==== Given material
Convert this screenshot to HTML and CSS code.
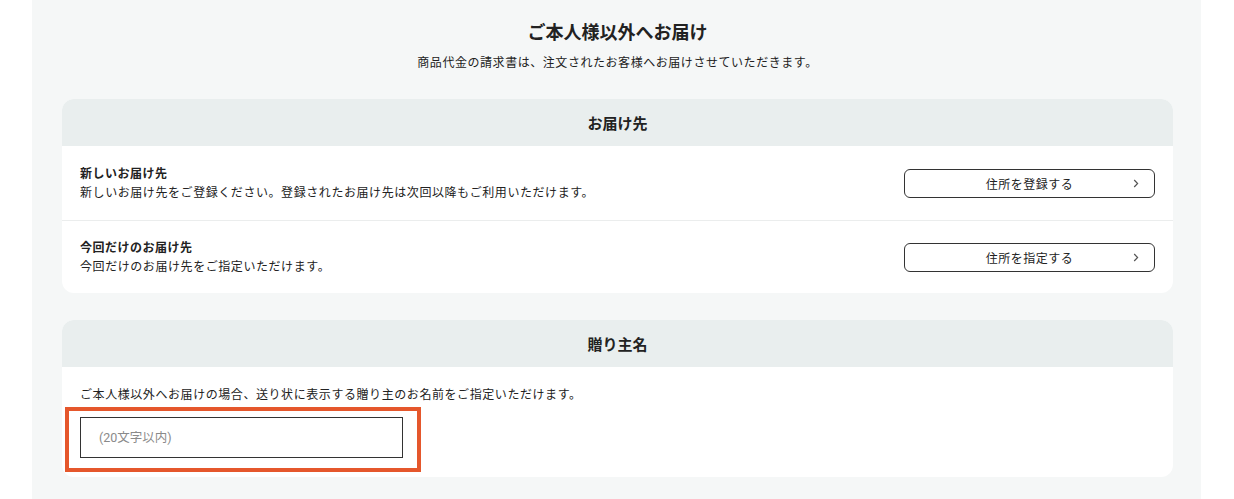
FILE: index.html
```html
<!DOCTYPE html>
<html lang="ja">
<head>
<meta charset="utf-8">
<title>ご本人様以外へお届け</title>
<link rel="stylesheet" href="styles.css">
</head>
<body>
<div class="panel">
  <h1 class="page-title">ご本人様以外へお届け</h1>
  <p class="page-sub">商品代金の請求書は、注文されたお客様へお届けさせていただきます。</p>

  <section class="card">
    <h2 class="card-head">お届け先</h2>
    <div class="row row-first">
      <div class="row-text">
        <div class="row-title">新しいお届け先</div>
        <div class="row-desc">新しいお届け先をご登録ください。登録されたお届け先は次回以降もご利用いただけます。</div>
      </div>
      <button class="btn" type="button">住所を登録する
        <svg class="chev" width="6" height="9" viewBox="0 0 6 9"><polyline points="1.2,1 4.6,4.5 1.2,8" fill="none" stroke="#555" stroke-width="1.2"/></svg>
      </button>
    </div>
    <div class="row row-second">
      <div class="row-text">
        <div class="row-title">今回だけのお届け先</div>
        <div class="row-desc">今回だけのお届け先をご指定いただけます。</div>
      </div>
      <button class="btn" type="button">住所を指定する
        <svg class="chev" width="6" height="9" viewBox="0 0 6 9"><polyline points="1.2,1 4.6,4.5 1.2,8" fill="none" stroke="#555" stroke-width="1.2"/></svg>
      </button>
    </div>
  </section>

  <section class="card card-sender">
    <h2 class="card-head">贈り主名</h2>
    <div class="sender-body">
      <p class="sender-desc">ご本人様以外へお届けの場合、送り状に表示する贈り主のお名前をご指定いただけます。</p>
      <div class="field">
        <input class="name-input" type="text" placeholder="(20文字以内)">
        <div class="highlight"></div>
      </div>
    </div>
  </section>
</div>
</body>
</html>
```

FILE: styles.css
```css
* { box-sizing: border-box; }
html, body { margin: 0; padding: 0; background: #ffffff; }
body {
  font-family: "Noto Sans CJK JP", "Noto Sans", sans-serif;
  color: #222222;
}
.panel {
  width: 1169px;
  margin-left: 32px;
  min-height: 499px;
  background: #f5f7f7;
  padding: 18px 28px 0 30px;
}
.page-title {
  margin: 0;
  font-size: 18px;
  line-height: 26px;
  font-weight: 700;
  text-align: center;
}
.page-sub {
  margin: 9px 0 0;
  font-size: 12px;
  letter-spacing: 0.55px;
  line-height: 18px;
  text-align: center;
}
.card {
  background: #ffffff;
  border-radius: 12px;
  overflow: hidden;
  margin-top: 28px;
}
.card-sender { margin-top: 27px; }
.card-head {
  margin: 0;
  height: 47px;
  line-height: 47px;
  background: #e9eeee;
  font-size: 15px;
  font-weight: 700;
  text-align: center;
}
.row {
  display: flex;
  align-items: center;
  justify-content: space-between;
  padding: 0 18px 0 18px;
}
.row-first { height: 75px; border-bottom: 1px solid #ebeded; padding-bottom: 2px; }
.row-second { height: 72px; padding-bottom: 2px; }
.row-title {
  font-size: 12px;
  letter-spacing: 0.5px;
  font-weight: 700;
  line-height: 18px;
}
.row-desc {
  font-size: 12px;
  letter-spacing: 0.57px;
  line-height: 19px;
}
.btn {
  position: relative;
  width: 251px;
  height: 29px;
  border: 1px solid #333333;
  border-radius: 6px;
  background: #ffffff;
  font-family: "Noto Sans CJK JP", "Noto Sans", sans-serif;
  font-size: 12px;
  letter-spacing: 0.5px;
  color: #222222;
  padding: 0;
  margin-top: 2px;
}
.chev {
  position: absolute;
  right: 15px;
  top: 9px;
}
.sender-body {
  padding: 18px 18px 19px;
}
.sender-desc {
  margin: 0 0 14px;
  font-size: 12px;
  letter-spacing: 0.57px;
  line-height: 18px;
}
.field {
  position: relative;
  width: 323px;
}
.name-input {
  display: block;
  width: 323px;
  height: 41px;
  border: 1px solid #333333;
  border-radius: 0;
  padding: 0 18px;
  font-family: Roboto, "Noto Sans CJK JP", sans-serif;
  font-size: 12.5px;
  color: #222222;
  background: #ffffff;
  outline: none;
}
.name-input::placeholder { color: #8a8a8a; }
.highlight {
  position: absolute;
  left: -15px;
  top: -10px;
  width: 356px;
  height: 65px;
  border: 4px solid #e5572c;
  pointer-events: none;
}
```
========
Reproduce the data word for word, excluding its pictures.

§ Result of the exercise:
Convert this screenshot to HTML and CSS code.
FILE: index.html
```html
<!DOCTYPE html>
<html lang="ja">
<head>
<meta charset="utf-8">
<title>ご本人様以外へお届け</title>
<link rel="stylesheet" href="styles.css">
</head>
<body>
<div class="panel">
  <h1 class="page-title">ご本人様以外へお届け</h1>
  <p class="page-sub">商品代金の請求書は、注文されたお客様へお届けさせていただきます。</p>

  <section class="card">
    <h2 class="card-head">お届け先</h2>
    <div class="row row-first">
      <div class="row-text">
        <div class="row-title">新しいお届け先</div>
        <div class="row-desc">新しいお届け先をご登録ください。登録されたお届け先は次回以降もご利用いただけます。</div>
      </div>
      <button class="btn" type="button">住所を登録する
        <svg class="chev" width="6" height="9" viewBox="0 0 6 9"><polyline points="1.2,1 4.6,4.5 1.2,8" fill="none" stroke="#555" stroke-width="1.2"/></svg>
      </button>
    </div>
    <div class="row row-second">
      <div class="row-text">
        <div class="row-title">今回だけのお届け先</div>
        <div class="row-desc">今回だけのお届け先をご指定いただけます。</div>
      </div>
      <button class="btn" type="button">住所を指定する
        <svg class="chev" width="6" height="9" viewBox="0 0 6 9"><polyline points="1.2,1 4.6,4.5 1.2,8" fill="none" stroke="#555" stroke-width="1.2"/></svg>
      </button>
    </div>
  </section>

  <section class="card card-sender">
    <h2 class="card-head">贈り主名</h2>
    <div class="sender-body">
      <p class="sender-desc">ご本人様以外へお届けの場合、送り状に表示する贈り主のお名前をご指定いただけます。</p>
      <div class="field">
        <input class="name-input" type="text" placeholder="(20文字以内)">
        <div class="highlight"></div>
      </div>
    </div>
  </section>
</div>
</body>
</html>
```

FILE: styles.css
```css
* { box-sizing: border-box; }
html, body { margin: 0; padding: 0; background: #ffffff; }
body {
  font-family: "Noto Sans CJK JP", "Noto Sans", sans-serif;
  color: #222222;
}
.panel {
  width: 1169px;
  margin-left: 32px;
  min-height: 499px;
  background: #f5f7f7;
  padding: 18px 28px 0 30px;
}
.page-title {
  margin: 0;
  font-size: 18px;
  line-height: 26px;
  font-weight: 700;
  text-align: center;
}
.page-sub {
  margin: 9px 0 0;
  font-size: 12px;
  letter-spacing: 0.55px;
  line-height: 18px;
  text-align: center;
}
.card {
  background: #ffffff;
  border-radius: 12px;
  overflow: hidden;
  margin-top: 28px;
}
.card-sender { margin-top: 27px; }
.card-head {
  margin: 0;
  height: 47px;
  line-height: 47px;
  background: #e9eeee;
  font-size: 15px;
  font-weight: 700;
  text-align: center;
}
.row {
  display: flex;
  align-items: center;
  justify-content: space-between;
  padding: 0 18px 0 18px;
}
.row-first { height: 75px; border-bottom: 1px solid #ebeded; padding-bottom: 2px; }
.row-second { height: 72px; padding-bottom: 2px; }
.row-title {
  font-size: 12px;
  letter-spacing: 0.5px;
  font-weight: 700;
  line-height: 18px;
}
.row-desc {
  font-size: 12px;
  letter-spacing: 0.57px;
  line-height: 19px;
}
.btn {
  position: relative;
  width: 251px;
  height: 29px;
  border: 1px solid #333333;
  border-radius: 6px;
  background: #ffffff;
  font-family: "Noto Sans CJK JP", "Noto Sans", sans-serif;
  font-size: 12px;
  letter-spacing: 0.5px;
  color: #222222;
  padding: 0;
  margin-top: 2px;
}
.chev {
  position: absolute;
  right: 15px;
  top: 9px;
}
.sender-body {
  padding: 18px 18px 19px;
}
.sender-desc {
  margin: 0 0 14px;
  font-size: 12px;
  letter-spacing: 0.57px;
  line-height: 18px;
}
.field {
  position: relative;
  width: 323px;
}
.name-input {
  display: block;
  width: 323px;
  height: 41px;
  border: 1px solid #333333;
  border-radius: 0;
  padding: 0 18px;
  font-family: Roboto, "Noto Sans CJK JP", sans-serif;
  font-size: 12.5px;
  color: #222222;
  background: #ffffff;
  outline: none;
}
.name-input::placeholder { color: #8a8a8a; }
.highlight {
  position: absolute;
  left: -15px;
  top: -10px;
  width: 356px;
  height: 65px;
  border: 4px solid #e5572c;
  pointer-events: none;
}
```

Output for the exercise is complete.